Small and medium-sized enterprises (SMEs) tend to have less financial cushion than larger firms. Many SMEs will face short-term cash-flow pressure, especially if they have not already planned for the increase. Larger firms usually have more flexibility: they can smooth the impact through gradual pricing, productivity programs, or temporary margin compression.
Region matters. Companies operating in border municipalities will face the higher local minimum rate, while inland employers will follow the national floor. That split creates uneven cost pressure across the country. Manufacturers with plants in both zones may shift production timing, overtime patterns, or hiring plans to manage localized increases.
In the very short run, employers are most likely to react by re-evaluating hiring, cutting non-essential overtime, or trimming variable hours. Over subsequent quarters, some businesses will try to offset costs with modest price increases, small productivity pushes, or changes to staffing mixes — for example, greater use of part-time roles where permissible.
Where investors should look for effects on margins and prices
The wage rise is a sector-level story. Retail, restaurants, personal services and contract manufacturing are the most exposed because they rely heavily on minimum-wage jobs. Companies in those sectors listed in Mexico or with large Mexican operations will see margin pressure sooner than, say, exporters of high-value goods or tech firms with fewer minimum-wage roles.
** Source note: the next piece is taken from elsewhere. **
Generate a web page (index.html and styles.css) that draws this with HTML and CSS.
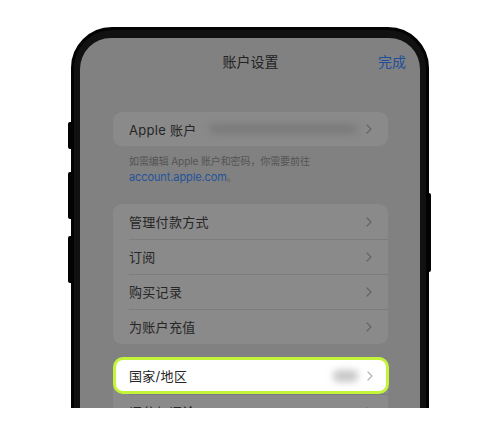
FILE: index.html
```html
<!DOCTYPE html>
<html lang="zh-CN">

<head>
  <meta charset="UTF-8">
  <meta name="viewport" content="width=device-width, initial-scale=1.0">
  <title>账户设置</title>
  <link rel="stylesheet" href="styles.css">
</head>

<body>
  <div class="stage">
    <div class="phone">
      <span class="key key-l1"></span>
      <span class="key key-l2"></span>
      <span class="key key-l3"></span>
      <span class="key key-r1"></span>

      <div class="screen">
        <div class="nav">
          <h2>账户设置</h2>
          <a class="done">完成</a>
        </div>

        <div class="group">
          <div class="row">
            <span class="label">Apple 账户</span>
            <span class="blur blur-mail"></span>
            <svg class="chev" width="6" height="10" viewBox="0 0 6 10"><path d="M1 1l4 4-4 4" fill="none" stroke="currentColor" stroke-width="1.2" stroke-linecap="round" stroke-linejoin="round"/></svg>
          </div>
        </div>
        <p class="note">如需编辑 Apple 账户和密码，你需要前往<br><a>account.apple.com</a>。</p>

        <div class="group group-list">
          <div class="row">
            <span class="label">管理付款方式</span>
            <svg class="chev" width="6" height="10" viewBox="0 0 6 10"><path d="M1 1l4 4-4 4" fill="none" stroke="currentColor" stroke-width="1.2" stroke-linecap="round" stroke-linejoin="round"/></svg>
          </div>
          <div class="row">
            <span class="label">订阅</span>
            <svg class="chev" width="6" height="10" viewBox="0 0 6 10"><path d="M1 1l4 4-4 4" fill="none" stroke="currentColor" stroke-width="1.2" stroke-linecap="round" stroke-linejoin="round"/></svg>
          </div>
          <div class="row">
            <span class="label">购买记录</span>
            <svg class="chev" width="6" height="10" viewBox="0 0 6 10"><path d="M1 1l4 4-4 4" fill="none" stroke="currentColor" stroke-width="1.2" stroke-linecap="round" stroke-linejoin="round"/></svg>
          </div>
          <div class="row">
            <span class="label">为账户充值</span>
            <svg class="chev" width="6" height="10" viewBox="0 0 6 10"><path d="M1 1l4 4-4 4" fill="none" stroke="currentColor" stroke-width="1.2" stroke-linecap="round" stroke-linejoin="round"/></svg>
          </div>
        </div>

        <div class="group group-list group-last">
          <div class="row row-focus">
            <span class="label">国家/地区</span>
            <span class="blur blur-value"></span>
            <svg class="chev" width="6" height="10" viewBox="0 0 6 10"><path d="M1 1l4 4-4 4" fill="none" stroke="currentColor" stroke-width="1.2" stroke-linecap="round" stroke-linejoin="round"/></svg>
          </div>
          <div class="row">
            <span class="label">评分与评论</span>
            <svg class="chev" width="6" height="10" viewBox="0 0 6 10"><path d="M1 1l4 4-4 4" fill="none" stroke="currentColor" stroke-width="1.2" stroke-linecap="round" stroke-linejoin="round"/></svg>
          </div>
        </div>
      </div>
    </div>
  </div>
</body>

</html>
```

FILE: styles.css
```css
* {
  box-sizing: border-box;
}

body {
  margin: 0;
  background: #fff;
  font-family: "Inter", "Noto Sans CJK SC", sans-serif;
}

.stage {
  width: 500px;
  height: 408px;
  overflow: hidden;
}

.phone {
  position: relative;
  width: 358px;
  margin: 27px 0 0 71px;
  padding: 8px 6px 0;
  background: #111;
  border: 3px solid #030303;
  border-radius: 41px;
}

/* side keys */
.key {
  position: absolute;
  width: 4px;
  background: #030303;
  border-radius: 2px 0 0 2px;
}

.key-l1 {
  left: -6px;
  top: 92px;
  height: 27px;
}

.key-l2 {
  left: -6px;
  top: 142px;
  height: 47px;
}

.key-l3 {
  left: -6px;
  top: 206px;
  height: 47px;
}

.key-r1 {
  right: -5px;
  width: 3px;
  top: 163px;
  height: 79px;
  border-radius: 0 2px 2px 0;
}

.screen {
  height: 420px;
  background: #818181;
  border-radius: 31px 31px 0 0;
  padding: 0 32px 0 33px;
  overflow: hidden;
}

.nav {
  position: relative;
  height: 46px;
  display: flex;
  align-items: center;
  justify-content: center;
}

.nav h2 {
  margin: 0;
  font-size: 14px;
  font-weight: 400;
  color: #232323;
}

.done {
  position: absolute;
  right: -18px;
  top: 13px;
  font-size: 14px;
  color: #1f4f9c;
}

.group {
  background: #8a8a8a;
  border-radius: 9px;
  margin-top: 28px;
}

.group-list {
  margin-top: 19px;
}

.group-last {
  margin-top: 13px;
}

.row {
  display: flex;
  align-items: center;
  height: 34px;
  padding: 0 16px;
  font-size: 13px;
  color: #262626;
}

.group-list .row {
  height: 35px;
  position: relative;
}

.group-list .row + .row::before {
  content: '';
  position: absolute;
  left: 16px;
  right: 0;
  top: 0;
  border-top: 1px solid #7d7d7d;
}

.label {
  flex: 1;
  letter-spacing: 0.3px;
}

.chev {
  color: #646464;
  margin-left: 9px;
}

.blur {
  display: block;
  height: 10px;
  border-radius: 5px;
  filter: blur(3.5px);
}

.blur-mail {
  width: 148px;
  background: #7b7b7b;
}

.blur-value {
  width: 25px;
  height: 12px;
  background: #c8c8c8;
}

.group-list .row-focus {
  height: 37px;
  background: #fff;
  border: 3px solid #c2f53a;
  border-radius: 10px;
  padding-left: 13px;
  padding-right: 13px;
  margin: 0 -1px 0 0;
}

.row-focus .chev {
  color: #b3b3b3;
}

.note {
  margin: 0;
  padding: 7px 16px 0;
  font-size: 10px;
  line-height: 16px;
  letter-spacing: -0.1px;
  color: #545454;
}

.note a {
  color: #24539c;
  font-size: 11px;
}
```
How firms respond matters to investors. Companies with pricing power can pass costs to customers with little damage to profits. Others will absorb the hit and show lower margins until they recover through efficiency or volume. Watch quarterly gross-margin trends and management commentary about labor cost inflation in the next two reporting cycles.
There are also macro effects worth watching. If businesses broadly raise prices to cover higher wages, this can feed into broader inflation measures and complicate the central bank’s task. If the peso reacts, currency moves will change the local-currency impact on multinational firms’ consolidated earnings. Investors should monitor inflation prints, corporate guidance on margin outlooks, and FX volatility coming out of the change.
Payroll-ready: a short compliance and implementation checklist
- Set the effective date into payroll systems: ensure January 1, 2026 rates are programmed before first payroll run of the year.
- Update employment contracts and offer letters where wages are tied to the legal minimum; notify affected employees in writing if required by law.
- Recalculate employer contributions and benefits that use salary as a base (social security, vacation pay, statutory bonuses) so withholding and accruals are correct.
- Adjust budgeting and cash-flow forecasts for Q1 2026 to reflect higher recurring payroll outlays.
- Coordinate with finance on tax and accounting entries; retain documentation of rate changes for audits and government filings.
Responses, politics and near-term data to watch
Unions will portray the change as a win for workers and will likely press for stronger enforcement and follow-up increases. Employer groups will emphasize the cost burden on SMEs and ask for transitional support or tax relief. Analysts will flag which companies disclosed wage exposure ahead of time and which did not.
Near-term items to monitor include inflation readings for consumer prices, any emergency policy moves from the government or central bank, enforcement actions in border zones, and the timing of the next CONASAMI consultations. Those signals will tell whether this wage change becomes a one-off adjustment or the start of steadier upward pressure on wages in Mexico.